- WRITTEN REQUEST: Lines containing the word "page" are the ones to copy from the records below.
[TASK DATA start]
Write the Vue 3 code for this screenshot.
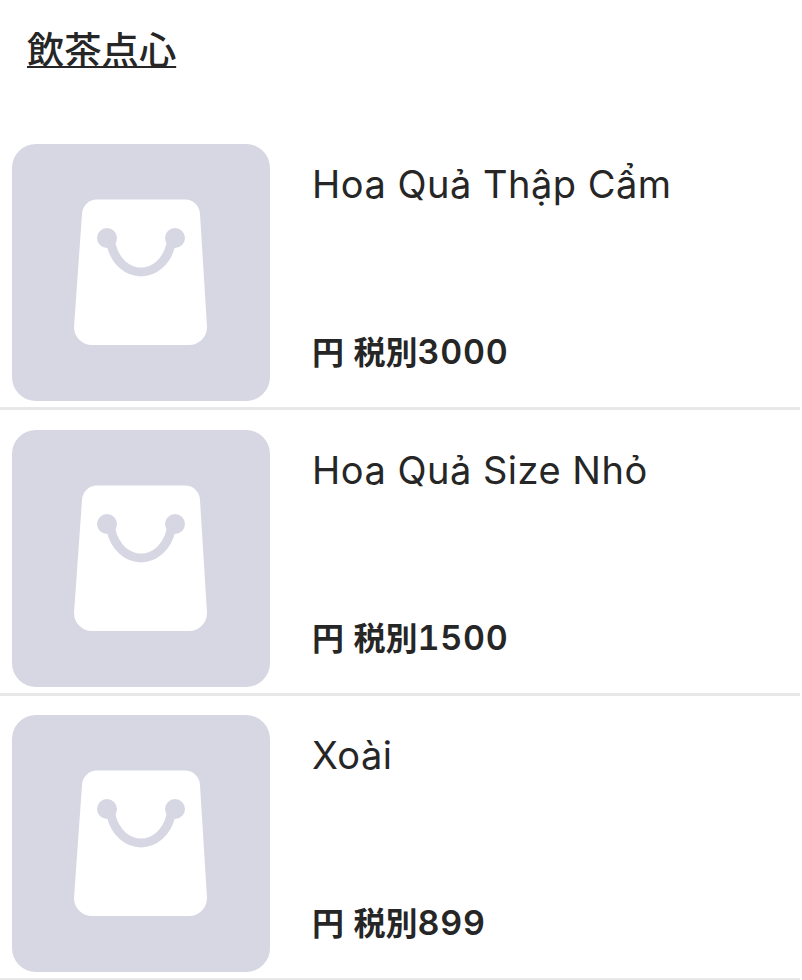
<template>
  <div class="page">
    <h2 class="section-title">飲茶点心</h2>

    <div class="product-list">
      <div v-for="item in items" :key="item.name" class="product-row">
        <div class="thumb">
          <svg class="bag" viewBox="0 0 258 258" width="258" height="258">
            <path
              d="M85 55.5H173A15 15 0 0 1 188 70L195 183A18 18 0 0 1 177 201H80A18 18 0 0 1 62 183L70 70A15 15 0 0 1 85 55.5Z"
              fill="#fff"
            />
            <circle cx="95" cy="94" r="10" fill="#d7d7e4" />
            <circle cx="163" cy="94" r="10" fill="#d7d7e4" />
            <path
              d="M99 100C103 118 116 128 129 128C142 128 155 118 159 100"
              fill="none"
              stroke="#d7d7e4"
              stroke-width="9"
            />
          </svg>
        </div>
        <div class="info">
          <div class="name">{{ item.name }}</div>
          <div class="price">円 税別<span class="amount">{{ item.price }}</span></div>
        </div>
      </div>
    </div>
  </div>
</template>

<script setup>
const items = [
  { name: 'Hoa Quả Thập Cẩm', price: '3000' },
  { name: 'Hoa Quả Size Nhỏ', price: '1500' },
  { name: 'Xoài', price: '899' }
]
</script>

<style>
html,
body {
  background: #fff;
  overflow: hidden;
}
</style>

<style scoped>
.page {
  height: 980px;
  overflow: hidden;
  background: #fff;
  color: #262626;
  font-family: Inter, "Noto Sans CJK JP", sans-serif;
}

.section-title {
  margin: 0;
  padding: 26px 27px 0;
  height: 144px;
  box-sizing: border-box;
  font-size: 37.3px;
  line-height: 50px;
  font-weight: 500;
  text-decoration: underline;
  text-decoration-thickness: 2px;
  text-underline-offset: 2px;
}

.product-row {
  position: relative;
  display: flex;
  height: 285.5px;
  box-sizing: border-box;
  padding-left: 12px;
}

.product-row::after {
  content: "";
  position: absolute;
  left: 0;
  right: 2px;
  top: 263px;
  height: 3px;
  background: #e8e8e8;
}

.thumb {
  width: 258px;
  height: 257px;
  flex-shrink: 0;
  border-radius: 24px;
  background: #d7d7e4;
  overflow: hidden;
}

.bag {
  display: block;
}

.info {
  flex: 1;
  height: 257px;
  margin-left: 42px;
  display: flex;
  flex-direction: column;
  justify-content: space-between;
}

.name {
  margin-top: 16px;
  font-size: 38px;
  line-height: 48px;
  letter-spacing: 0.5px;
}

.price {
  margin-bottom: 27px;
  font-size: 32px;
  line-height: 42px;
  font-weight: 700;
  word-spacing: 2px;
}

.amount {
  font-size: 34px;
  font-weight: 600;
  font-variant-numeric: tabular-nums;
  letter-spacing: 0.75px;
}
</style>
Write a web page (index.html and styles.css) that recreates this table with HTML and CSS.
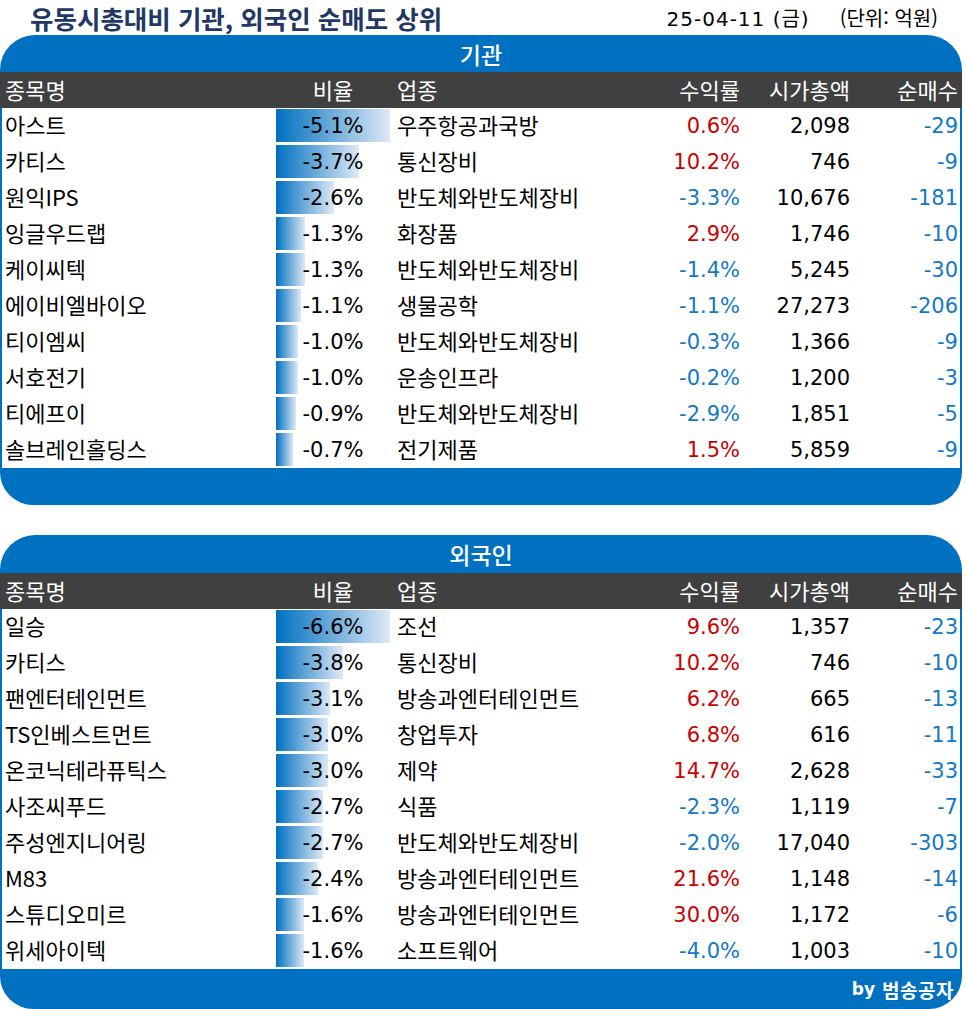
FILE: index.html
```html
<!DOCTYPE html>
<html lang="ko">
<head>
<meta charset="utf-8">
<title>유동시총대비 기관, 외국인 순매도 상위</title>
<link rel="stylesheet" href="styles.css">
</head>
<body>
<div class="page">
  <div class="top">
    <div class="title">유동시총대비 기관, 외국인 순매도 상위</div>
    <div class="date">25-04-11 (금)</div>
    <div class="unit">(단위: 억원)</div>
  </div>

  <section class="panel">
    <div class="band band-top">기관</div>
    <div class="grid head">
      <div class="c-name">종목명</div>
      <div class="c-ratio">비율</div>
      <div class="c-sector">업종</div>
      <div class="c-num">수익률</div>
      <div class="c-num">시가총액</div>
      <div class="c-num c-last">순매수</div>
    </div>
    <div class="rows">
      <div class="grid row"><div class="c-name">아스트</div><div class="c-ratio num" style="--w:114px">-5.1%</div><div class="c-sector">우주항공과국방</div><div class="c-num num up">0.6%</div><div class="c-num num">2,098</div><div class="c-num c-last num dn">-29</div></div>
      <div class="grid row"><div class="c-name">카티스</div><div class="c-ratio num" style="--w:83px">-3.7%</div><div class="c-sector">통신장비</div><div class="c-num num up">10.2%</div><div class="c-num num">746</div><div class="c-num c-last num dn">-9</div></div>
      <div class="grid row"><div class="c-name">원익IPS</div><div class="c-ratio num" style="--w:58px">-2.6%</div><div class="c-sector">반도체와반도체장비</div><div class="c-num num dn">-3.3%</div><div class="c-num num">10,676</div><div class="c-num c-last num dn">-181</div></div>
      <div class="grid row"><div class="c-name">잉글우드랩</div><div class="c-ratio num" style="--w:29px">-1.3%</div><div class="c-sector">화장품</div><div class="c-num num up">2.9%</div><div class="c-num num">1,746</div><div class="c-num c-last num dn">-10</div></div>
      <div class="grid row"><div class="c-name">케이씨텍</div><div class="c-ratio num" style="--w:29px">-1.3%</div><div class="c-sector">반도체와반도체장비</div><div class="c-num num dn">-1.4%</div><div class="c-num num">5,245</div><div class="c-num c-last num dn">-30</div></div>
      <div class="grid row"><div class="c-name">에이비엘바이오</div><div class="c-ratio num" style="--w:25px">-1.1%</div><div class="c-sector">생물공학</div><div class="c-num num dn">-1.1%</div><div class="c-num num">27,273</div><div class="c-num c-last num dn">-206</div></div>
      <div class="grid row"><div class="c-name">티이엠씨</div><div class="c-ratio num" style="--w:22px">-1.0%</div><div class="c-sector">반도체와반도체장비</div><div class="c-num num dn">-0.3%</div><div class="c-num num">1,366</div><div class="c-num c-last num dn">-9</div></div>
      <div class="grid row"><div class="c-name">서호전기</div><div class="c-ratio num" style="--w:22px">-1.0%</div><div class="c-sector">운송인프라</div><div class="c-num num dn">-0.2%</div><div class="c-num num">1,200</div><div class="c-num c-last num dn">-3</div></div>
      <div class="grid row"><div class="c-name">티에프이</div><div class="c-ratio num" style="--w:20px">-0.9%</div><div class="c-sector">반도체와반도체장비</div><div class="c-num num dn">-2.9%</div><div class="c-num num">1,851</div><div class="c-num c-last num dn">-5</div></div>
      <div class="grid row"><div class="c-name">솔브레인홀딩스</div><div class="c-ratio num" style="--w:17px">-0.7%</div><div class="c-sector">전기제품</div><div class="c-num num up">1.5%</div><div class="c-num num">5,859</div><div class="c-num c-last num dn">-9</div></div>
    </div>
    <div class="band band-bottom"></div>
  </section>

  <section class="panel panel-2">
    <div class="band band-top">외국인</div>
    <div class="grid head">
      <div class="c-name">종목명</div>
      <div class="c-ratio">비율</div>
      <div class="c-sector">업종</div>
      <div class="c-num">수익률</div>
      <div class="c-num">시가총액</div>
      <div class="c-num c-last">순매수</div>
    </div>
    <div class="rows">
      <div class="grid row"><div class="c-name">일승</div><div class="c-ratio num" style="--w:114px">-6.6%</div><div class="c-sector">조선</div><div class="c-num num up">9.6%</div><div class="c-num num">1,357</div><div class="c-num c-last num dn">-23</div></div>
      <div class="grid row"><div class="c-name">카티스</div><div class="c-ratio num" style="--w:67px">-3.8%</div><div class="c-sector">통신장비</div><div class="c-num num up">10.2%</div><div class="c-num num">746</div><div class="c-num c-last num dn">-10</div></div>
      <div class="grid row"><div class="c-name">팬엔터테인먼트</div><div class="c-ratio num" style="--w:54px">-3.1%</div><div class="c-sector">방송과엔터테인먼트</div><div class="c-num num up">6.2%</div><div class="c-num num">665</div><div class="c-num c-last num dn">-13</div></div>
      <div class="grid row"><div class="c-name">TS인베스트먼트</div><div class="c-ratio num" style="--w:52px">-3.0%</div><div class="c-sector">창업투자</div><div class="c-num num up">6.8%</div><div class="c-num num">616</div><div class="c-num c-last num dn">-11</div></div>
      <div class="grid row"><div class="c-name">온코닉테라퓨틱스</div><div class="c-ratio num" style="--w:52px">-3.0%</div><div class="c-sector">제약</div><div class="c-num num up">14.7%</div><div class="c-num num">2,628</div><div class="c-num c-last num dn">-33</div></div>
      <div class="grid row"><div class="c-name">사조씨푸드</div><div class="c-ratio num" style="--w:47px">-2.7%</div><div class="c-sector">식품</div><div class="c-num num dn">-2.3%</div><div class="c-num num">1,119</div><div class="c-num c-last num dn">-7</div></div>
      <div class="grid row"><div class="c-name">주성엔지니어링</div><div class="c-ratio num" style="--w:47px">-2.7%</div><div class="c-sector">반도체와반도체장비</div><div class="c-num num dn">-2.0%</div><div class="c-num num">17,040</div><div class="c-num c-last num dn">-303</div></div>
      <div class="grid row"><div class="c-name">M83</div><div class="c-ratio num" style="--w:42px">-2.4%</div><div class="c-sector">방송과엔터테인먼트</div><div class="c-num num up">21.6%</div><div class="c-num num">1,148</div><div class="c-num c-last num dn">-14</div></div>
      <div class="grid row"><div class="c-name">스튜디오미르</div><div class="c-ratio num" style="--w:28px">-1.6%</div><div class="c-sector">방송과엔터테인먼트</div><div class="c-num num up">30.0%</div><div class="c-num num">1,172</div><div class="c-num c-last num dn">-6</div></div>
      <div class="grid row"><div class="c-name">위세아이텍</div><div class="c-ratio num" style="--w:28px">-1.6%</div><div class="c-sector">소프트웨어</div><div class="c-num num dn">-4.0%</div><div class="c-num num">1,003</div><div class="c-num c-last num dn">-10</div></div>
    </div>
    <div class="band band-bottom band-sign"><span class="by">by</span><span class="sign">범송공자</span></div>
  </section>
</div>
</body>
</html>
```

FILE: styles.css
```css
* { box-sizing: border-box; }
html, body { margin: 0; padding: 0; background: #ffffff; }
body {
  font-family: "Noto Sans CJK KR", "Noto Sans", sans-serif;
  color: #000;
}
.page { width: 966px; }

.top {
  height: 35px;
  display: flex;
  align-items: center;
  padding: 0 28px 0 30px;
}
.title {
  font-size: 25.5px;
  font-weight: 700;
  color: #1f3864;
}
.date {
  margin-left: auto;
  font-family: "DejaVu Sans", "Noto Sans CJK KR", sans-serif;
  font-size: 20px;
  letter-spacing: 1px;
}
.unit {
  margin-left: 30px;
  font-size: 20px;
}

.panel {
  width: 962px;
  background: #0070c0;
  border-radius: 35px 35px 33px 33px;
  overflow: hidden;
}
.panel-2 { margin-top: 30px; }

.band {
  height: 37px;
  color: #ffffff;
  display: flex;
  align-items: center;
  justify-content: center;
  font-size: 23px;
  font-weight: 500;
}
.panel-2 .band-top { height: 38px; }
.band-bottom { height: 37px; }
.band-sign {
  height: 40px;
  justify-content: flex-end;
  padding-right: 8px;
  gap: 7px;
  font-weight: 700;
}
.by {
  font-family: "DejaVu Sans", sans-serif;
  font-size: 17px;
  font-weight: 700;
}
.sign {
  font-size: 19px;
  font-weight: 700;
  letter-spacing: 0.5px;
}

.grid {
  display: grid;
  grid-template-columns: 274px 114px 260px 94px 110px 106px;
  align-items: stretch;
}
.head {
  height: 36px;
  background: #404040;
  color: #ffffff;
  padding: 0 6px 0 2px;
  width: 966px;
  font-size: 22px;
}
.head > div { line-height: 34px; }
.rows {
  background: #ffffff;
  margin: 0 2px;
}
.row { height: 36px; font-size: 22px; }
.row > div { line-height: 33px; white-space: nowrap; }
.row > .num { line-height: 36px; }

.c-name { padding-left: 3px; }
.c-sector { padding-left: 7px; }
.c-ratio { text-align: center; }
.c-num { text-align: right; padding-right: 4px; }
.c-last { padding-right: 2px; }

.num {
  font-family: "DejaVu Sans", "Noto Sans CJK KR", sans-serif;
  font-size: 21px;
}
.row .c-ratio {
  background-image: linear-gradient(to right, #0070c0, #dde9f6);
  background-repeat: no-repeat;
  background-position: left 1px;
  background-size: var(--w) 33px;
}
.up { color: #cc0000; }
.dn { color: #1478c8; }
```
[TASK DATA end]
- COMPLETE OUTPUT:
  <div class="page">
.page {
Write a web page (index.html and styles.css) that recreates this table with HTML and CSS.
<div class="page">
.page { width: 966px; }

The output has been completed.